All lines featuring the string "image" are to be listed.

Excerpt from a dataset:
########

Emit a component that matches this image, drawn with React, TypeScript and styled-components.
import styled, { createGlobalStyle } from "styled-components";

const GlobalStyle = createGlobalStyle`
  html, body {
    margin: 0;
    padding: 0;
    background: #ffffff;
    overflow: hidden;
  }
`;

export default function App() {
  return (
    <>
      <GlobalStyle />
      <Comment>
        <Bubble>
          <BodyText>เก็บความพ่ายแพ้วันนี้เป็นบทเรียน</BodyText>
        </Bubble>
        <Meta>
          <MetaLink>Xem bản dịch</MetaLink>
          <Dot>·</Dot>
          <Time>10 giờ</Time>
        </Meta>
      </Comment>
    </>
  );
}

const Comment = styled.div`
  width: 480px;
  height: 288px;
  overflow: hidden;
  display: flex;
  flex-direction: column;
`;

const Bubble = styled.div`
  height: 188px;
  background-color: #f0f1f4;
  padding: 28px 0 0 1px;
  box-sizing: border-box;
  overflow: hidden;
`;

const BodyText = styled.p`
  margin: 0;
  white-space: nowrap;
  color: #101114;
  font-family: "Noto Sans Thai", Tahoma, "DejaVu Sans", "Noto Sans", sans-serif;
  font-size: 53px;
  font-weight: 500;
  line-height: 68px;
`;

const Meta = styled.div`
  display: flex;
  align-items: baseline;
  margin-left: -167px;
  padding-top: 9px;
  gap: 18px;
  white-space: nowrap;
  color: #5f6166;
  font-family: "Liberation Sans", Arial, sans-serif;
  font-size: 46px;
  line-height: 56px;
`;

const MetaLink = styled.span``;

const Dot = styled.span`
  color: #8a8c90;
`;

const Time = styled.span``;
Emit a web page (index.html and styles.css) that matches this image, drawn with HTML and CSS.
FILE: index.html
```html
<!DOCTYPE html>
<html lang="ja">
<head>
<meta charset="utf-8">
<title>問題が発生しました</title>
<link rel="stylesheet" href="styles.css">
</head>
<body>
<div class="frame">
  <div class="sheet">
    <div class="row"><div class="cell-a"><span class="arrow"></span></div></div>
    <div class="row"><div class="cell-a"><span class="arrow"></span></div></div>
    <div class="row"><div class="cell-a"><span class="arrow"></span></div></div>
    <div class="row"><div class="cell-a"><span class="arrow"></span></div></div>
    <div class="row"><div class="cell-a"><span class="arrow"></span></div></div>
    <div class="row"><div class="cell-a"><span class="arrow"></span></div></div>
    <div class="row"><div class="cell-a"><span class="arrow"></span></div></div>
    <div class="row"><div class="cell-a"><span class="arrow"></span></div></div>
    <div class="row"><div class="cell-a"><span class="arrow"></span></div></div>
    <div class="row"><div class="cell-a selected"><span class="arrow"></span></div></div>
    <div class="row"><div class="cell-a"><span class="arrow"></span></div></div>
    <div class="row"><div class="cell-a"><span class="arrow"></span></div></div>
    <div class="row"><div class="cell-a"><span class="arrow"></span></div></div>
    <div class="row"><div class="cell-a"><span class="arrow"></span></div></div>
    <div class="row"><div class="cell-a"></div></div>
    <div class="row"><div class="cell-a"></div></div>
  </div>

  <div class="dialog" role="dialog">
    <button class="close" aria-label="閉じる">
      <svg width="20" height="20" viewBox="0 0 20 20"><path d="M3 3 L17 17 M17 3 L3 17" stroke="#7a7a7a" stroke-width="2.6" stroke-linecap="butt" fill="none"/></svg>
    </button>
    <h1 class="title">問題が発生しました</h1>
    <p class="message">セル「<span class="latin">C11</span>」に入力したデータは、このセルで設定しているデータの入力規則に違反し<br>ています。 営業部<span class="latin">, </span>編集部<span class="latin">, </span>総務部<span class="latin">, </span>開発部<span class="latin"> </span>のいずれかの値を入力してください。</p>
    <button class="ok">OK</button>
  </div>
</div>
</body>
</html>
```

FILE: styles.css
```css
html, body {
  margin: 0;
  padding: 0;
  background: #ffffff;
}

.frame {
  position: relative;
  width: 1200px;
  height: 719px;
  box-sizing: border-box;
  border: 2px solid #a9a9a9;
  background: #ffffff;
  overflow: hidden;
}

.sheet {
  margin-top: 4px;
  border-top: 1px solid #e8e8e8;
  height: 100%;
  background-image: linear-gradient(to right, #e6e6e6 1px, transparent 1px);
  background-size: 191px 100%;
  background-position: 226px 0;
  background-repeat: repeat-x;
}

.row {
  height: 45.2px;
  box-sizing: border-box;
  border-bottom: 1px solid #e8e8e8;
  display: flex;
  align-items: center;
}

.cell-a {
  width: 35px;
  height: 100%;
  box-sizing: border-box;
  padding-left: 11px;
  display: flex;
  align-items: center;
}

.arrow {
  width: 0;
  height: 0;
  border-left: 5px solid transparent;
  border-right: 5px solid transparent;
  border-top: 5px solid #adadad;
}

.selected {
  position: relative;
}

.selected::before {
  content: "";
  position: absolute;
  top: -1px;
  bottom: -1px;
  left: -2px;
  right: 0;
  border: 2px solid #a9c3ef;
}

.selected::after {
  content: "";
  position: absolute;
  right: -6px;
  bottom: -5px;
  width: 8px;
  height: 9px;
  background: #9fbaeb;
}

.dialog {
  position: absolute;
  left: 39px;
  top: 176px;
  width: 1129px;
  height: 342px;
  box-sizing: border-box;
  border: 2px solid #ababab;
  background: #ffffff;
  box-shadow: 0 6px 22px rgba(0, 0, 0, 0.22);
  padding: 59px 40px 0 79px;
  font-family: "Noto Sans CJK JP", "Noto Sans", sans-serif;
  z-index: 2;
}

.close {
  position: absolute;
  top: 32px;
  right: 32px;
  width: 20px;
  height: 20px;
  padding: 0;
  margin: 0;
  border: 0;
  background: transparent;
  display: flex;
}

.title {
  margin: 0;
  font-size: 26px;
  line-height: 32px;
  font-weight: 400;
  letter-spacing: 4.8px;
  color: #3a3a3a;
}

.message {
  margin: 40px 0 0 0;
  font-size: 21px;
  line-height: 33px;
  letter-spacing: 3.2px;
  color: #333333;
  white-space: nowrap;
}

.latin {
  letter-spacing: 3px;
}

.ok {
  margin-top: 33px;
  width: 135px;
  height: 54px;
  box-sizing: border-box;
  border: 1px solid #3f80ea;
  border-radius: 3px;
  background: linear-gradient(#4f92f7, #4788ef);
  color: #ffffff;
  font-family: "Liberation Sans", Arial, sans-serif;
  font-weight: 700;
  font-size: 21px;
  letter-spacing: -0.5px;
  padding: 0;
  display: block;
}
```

########

### [WRITTEN SOLUTION]
Emit a component that matches this image, drawn with React, TypeScript and styled-components.
Emit a web page (index.html and styles.css) that matches this image, drawn with HTML and CSS.
  background-image: linear-gradient(to right, #e6e6e6 1px, transparent 1px);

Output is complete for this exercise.